The last time I wrote a column about the turmoil at the Department of Human Services was the end of July. At the time, the agency was in the midst of significant staff chaos. Two deputy commissioners had resigned, then un-resigned. The top commissioner, Tony Lourey, and his chief of staff resigned. And the career Medicaid director had his job unexpectedly terminated and reported “serious systemic issues” at the department.
This is to say nothing of ongoing pervasive fraud within the Childcare Assistance program, numerous data privacy breaches, and several instances of fraud and waste that cost taxpayers millions.
Four months later, I’m sorry to report the culture at DHS has not improved one bit.
Here are some of the new controversies to come out of DHS since my last column:
• The department admitted to overpaying three northern Minnesota tribes $29 million for Medicaid services.
• DHS overbilled MinnesotaCare enrollees by almost $2 million, then was forced to issue refunds.
• DHS announced that Medicaid paid $3.7 million for benefits to dead people.
• A nonpartisan audit found “troubling dysfunction” at DHS led to overpayments to the tribes.
• An investigation found the $600 million MnChoices system for disability assistance crashes regularly, has a 32% error rate when determining eligibility, and cost 10 times more than expected.
• Reports surfaced that DHS and other state agencies routinely break the law when awarding new contracts.
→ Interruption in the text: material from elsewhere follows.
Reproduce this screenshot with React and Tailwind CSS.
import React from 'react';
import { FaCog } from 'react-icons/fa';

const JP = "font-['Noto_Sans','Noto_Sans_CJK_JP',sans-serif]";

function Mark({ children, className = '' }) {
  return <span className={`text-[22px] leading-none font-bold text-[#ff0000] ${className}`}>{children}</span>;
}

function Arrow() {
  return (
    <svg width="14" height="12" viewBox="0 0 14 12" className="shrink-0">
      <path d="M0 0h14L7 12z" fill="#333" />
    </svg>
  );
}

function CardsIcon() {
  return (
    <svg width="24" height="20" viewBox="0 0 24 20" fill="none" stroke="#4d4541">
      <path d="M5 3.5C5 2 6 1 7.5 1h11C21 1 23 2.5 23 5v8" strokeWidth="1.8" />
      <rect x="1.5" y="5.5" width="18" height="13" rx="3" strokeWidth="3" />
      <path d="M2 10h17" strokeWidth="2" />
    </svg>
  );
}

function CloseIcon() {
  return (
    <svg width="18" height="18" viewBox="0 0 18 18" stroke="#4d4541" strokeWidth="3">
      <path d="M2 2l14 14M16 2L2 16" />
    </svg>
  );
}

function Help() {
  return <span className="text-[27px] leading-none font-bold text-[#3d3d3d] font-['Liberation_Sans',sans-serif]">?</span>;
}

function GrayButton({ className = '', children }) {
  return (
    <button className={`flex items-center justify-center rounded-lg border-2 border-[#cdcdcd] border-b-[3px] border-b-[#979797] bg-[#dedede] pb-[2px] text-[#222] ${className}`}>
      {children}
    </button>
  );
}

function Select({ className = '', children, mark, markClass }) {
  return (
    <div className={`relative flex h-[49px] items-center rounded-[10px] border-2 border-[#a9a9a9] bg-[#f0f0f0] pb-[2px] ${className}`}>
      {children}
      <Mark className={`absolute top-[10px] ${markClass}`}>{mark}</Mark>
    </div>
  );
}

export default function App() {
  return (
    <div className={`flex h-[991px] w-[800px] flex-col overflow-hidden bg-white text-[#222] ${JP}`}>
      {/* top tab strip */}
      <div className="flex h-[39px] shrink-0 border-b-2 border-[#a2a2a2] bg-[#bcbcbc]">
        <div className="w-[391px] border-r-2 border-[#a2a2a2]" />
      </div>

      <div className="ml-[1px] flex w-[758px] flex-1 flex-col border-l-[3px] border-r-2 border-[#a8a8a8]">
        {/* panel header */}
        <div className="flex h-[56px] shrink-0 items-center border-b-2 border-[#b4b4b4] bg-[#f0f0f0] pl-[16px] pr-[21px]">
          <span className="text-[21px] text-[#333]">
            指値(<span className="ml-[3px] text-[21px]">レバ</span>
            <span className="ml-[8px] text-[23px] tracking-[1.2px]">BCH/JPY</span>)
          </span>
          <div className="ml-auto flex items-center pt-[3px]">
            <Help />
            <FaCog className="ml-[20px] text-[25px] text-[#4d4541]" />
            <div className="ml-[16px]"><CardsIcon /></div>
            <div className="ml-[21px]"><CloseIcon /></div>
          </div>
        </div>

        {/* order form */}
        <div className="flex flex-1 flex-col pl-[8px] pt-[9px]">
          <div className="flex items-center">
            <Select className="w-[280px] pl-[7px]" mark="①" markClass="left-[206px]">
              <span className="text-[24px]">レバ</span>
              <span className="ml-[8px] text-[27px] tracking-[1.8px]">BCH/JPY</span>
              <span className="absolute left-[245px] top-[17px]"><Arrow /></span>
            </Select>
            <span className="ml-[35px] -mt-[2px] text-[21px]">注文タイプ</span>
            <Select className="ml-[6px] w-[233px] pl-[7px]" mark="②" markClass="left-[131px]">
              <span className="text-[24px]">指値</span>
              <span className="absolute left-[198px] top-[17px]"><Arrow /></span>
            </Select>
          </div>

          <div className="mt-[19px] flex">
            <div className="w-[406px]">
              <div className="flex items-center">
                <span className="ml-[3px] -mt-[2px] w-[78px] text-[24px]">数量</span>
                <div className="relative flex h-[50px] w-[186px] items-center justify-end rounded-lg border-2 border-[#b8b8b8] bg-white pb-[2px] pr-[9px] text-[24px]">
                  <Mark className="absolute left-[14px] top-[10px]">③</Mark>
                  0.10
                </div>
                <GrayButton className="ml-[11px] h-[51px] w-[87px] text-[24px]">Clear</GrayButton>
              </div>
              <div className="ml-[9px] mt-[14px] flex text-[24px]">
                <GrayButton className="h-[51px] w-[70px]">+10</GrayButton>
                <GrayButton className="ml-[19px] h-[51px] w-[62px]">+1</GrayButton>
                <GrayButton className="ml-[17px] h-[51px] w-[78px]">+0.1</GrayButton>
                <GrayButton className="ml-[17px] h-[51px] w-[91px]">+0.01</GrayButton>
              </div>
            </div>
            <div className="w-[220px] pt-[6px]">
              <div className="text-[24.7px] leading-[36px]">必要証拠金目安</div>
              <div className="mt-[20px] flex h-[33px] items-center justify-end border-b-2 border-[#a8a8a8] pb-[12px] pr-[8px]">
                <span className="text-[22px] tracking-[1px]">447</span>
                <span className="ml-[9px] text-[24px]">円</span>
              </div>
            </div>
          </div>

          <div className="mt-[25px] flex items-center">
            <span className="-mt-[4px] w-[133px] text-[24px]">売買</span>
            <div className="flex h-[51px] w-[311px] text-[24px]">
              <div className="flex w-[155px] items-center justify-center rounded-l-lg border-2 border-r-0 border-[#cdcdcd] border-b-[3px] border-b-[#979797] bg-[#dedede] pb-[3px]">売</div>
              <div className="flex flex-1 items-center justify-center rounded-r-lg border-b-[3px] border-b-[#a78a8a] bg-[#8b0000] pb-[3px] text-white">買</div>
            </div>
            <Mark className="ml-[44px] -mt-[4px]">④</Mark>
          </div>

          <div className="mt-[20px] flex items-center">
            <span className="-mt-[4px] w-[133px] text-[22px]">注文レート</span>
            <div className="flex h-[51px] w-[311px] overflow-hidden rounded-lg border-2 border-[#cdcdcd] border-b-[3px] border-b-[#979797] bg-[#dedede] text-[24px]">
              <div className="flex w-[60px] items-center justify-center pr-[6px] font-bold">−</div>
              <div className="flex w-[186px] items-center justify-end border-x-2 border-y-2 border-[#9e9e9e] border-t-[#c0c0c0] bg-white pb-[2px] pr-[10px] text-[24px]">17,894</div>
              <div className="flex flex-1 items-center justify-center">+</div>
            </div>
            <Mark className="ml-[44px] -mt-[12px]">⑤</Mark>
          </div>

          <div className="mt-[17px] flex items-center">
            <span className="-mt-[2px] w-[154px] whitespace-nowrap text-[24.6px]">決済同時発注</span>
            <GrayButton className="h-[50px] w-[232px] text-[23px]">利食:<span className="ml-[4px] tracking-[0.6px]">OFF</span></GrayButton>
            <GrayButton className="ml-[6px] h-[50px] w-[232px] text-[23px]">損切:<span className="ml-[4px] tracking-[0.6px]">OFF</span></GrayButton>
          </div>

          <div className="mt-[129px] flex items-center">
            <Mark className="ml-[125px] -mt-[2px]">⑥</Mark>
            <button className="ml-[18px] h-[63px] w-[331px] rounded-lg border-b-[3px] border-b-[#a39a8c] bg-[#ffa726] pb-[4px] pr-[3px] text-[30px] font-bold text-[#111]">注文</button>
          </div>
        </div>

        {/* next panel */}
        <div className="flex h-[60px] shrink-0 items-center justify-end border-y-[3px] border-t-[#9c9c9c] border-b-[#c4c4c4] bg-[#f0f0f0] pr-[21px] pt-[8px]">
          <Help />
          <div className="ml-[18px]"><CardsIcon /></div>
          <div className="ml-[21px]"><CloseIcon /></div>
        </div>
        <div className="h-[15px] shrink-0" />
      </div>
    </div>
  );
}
It happened 1,800 times last year alone.
• DHS found an additional $22 million in improper spending that has to be repaid to the federal government. $13 million of this took place even after the errors were brought to light.
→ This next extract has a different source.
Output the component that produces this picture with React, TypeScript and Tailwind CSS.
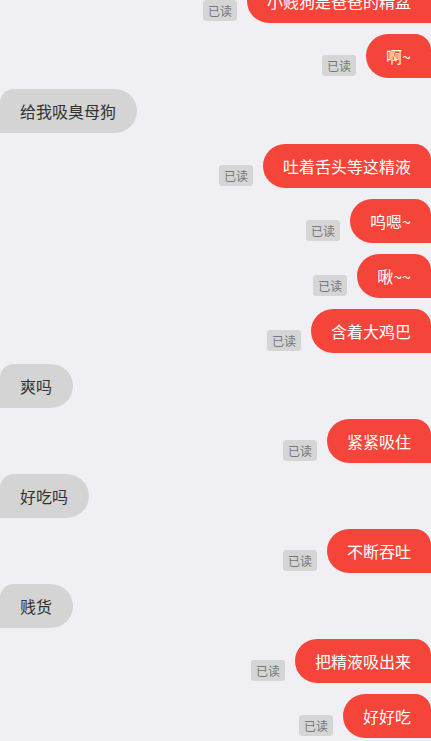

• DHS gave bad instructions to counties and tribes to collect more than $700,000 in overpayments to poor people, and now that money must be returned.
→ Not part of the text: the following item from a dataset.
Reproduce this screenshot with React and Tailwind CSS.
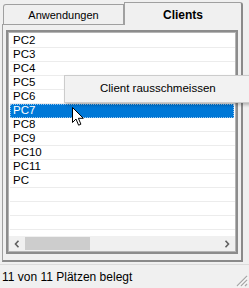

• DHS’ failure to issue timely instructions resulted in $624,000 in improper payments to foster homes that didn’t meet federal background check requirements.
Again, those all happened in the last four months.
I have had serious problems with the culture at DHS going back to the child care assistance scandal. I have voiced my complaints and pushed DHS leadership to reevaluate their operations, but I have met quite a bit of resistance.
Even as more and more issues came to light this summer and fall, the Senate held several investigative hearings. DHS leadership mostly acknowledged that there are problems but only offered vague promises to fix them. We have heard little in the way of specifics.
The new DHS commissioner, Jodi Harpstead, does seem sincere about her desire to turn the agency around. She is still fairly new on the job, but I will be watching carefully to make sure there is measurable progress being made, and that it is being made fast.
The Senate has oversight authority, but the Department of Human Services is an agency of the executive branch. The ultimate responsibility for its success or failure lies with Gov. Tim Walz. He needs to step up, take responsibility, and fix it.
Expect this to be a major topic next session, particularly if we don’t receive a specific plan to improve the agency.